In short, she reflected the company she kept while the attorney reflected the company he strived to become. 

The Company we keep reflects who we are and how far we can go. In the best of organizations or social circles; the group moves at a steady pace of collective self-improvement. They get comfortable with the uncomfortable, set bigger goals, learn new skills and refuse to settle for what worked yesterday. They surround themselves with people who tell them the truth, encourage each other to run faster up steeper mountains and support their choices regardless of how it may negatively impact their position / friendship / relationship.
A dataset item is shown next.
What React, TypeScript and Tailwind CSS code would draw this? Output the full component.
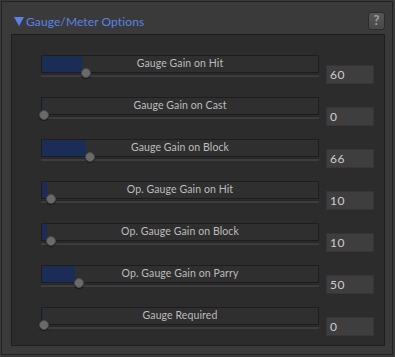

Unfortunately far too many organizations, marriages and relationships favor stagnation and “Saturday lawn mowing” over taking a risk, learning a new skill, moving to a new city or taking that new job. Simply because the company we keep is not supportive or pushing themselves in a similar direction.

As Cynthia was experiencing the  first few weeks of her new position feeling soul-crushed like the rejected kid at a new school; I encouraged her to find a person in the office she wanted to get to know better. Who was she was intrigued by and looking forward to working with.  And, if this person made her feel uncomfortable -Even better! I asked her to observe the behaviors of this person; what did he/she read, what time did he get to work, do for lunch, what skills did he have that she lacked, how did he open meetings and how did his spend his evenings? Cynthia quickly accepted if she was going to be successful in her new position, she was going to have to rise to the level of her new peer group and quite possibly beyond. And, she was going to have to embrace massive change to get there before she failed.

A  year later Cynthia has surrounded herself with colleagues and new friends who challenge her, make her uncomfortable with tough questions and support her through her risk taking and questionable decisions. She’s found more growth in the past year than quite possibly the past 10. Her aperture  has expanded and she embraced it.

Cynthia has become a reflection of the company she keeps and she’ll keep growing as a result.